— Start of Recorded data —
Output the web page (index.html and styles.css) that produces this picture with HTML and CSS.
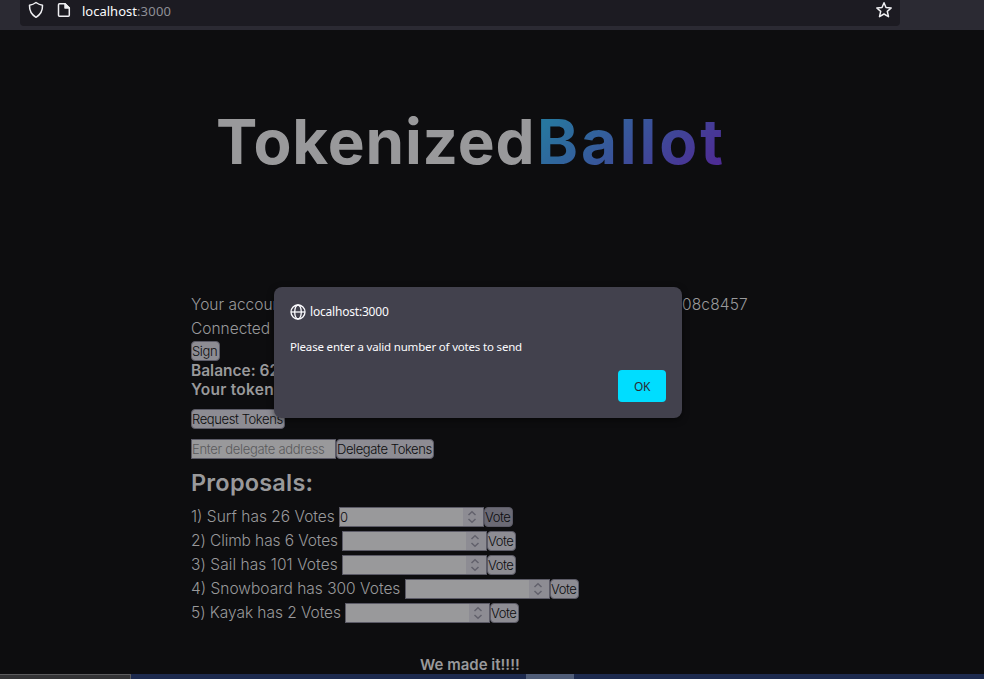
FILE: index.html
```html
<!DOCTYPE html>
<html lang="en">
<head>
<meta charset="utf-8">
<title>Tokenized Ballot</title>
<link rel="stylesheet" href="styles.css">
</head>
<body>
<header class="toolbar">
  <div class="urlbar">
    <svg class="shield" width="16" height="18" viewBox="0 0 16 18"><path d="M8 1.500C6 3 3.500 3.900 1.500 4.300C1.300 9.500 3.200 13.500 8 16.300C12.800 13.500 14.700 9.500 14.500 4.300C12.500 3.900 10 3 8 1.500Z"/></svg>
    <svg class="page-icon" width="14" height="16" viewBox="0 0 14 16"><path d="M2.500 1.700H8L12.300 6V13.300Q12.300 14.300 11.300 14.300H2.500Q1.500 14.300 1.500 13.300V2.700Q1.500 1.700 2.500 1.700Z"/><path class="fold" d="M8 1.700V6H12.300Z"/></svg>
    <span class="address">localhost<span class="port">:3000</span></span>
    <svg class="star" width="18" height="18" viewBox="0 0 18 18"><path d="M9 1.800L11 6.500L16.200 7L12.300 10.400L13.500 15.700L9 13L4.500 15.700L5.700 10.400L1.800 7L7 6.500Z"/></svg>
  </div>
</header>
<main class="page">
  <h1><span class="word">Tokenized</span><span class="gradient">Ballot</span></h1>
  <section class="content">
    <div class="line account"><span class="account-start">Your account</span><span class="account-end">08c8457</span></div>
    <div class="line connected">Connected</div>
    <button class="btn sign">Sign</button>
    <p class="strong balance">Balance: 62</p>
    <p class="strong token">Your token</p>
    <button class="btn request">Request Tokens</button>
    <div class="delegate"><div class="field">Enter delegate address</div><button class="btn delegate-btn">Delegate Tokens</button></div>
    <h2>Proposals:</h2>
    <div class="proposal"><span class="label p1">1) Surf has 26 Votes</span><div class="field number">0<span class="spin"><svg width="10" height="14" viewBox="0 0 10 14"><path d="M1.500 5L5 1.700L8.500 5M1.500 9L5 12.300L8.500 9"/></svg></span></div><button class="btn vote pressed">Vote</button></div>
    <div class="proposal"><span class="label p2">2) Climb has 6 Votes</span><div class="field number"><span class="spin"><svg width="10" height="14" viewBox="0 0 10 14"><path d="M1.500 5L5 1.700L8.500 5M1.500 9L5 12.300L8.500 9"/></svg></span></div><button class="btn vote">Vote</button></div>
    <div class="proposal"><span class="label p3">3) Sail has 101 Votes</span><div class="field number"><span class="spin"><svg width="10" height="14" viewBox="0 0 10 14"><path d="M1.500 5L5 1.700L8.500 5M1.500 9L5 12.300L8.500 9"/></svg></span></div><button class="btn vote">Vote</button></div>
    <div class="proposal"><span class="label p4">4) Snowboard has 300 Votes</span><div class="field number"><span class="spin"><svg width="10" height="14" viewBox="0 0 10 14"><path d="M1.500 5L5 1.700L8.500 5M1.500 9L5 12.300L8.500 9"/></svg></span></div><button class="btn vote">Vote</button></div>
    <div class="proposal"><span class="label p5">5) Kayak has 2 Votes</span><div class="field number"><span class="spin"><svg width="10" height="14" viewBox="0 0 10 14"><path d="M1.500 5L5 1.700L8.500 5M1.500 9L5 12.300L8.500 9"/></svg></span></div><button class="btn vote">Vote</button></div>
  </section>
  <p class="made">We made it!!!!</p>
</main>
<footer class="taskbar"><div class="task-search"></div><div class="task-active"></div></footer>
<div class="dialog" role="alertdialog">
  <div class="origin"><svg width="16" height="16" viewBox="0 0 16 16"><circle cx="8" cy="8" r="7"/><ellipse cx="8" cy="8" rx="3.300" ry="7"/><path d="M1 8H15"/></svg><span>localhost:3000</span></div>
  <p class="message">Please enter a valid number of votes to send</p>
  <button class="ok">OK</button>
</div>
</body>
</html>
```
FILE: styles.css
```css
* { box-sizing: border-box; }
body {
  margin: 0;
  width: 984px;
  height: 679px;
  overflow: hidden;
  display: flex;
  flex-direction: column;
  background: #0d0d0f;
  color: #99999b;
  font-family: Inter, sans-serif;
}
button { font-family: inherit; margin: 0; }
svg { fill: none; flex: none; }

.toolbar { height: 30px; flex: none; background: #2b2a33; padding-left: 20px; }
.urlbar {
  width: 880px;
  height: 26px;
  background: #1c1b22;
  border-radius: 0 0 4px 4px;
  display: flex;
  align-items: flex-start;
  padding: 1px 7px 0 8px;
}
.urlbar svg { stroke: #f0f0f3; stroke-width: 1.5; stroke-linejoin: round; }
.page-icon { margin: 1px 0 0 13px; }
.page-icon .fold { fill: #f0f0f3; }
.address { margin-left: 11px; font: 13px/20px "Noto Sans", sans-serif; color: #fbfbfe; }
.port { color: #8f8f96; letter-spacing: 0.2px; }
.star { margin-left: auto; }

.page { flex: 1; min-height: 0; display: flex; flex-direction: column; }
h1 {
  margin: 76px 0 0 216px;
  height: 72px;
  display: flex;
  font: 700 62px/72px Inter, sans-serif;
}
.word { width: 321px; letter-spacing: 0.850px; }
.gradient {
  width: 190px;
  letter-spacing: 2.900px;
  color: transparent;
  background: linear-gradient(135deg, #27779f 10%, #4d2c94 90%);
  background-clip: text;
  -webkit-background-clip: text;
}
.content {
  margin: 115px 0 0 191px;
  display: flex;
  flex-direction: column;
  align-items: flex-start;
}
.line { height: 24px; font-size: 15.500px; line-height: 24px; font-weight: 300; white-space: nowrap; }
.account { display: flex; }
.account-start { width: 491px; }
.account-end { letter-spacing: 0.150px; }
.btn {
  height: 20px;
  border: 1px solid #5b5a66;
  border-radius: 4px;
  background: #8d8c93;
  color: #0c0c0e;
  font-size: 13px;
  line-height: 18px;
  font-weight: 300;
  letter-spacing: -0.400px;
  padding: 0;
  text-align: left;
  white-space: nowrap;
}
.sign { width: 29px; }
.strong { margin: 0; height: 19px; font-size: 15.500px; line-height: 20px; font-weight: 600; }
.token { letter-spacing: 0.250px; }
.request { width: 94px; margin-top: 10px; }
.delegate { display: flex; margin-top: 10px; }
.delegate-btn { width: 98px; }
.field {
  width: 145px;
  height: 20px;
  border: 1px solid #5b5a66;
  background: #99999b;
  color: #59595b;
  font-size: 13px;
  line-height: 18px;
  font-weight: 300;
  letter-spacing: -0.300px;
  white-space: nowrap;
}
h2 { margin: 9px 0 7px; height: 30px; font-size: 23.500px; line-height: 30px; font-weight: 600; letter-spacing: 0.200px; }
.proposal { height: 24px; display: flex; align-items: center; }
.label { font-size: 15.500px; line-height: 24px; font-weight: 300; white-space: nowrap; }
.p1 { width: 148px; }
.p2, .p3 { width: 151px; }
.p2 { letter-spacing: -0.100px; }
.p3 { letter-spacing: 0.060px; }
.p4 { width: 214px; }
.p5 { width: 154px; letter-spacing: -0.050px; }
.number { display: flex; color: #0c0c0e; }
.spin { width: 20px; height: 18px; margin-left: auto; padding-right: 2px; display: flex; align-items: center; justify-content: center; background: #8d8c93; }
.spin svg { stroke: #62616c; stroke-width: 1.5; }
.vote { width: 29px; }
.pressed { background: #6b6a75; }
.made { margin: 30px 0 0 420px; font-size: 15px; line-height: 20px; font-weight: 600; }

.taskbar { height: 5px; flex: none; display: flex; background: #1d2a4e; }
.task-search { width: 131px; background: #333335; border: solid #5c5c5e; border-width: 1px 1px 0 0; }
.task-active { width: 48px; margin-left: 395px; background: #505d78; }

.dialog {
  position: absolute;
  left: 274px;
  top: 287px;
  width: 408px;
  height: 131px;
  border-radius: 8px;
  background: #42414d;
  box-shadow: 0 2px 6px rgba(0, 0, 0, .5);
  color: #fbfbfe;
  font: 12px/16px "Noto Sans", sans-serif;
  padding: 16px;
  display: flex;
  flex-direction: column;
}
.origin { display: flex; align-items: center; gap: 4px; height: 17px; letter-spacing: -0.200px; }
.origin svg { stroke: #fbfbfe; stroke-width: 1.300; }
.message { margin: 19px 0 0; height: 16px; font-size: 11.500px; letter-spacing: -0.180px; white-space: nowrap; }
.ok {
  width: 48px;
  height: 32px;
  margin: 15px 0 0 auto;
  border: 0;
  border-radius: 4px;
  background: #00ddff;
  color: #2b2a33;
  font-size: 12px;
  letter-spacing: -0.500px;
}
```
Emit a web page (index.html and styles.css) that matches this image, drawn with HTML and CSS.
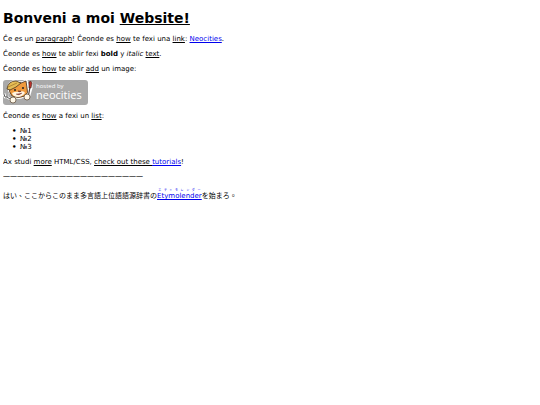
— End of Recorded data —
Look through the listing and extract every line with "this" in it.

Output the web page (index.html and styles.css) that produces this picture with HTML and CSS.
Emit a web page (index.html and styles.css) that matches this image, drawn with HTML and CSS.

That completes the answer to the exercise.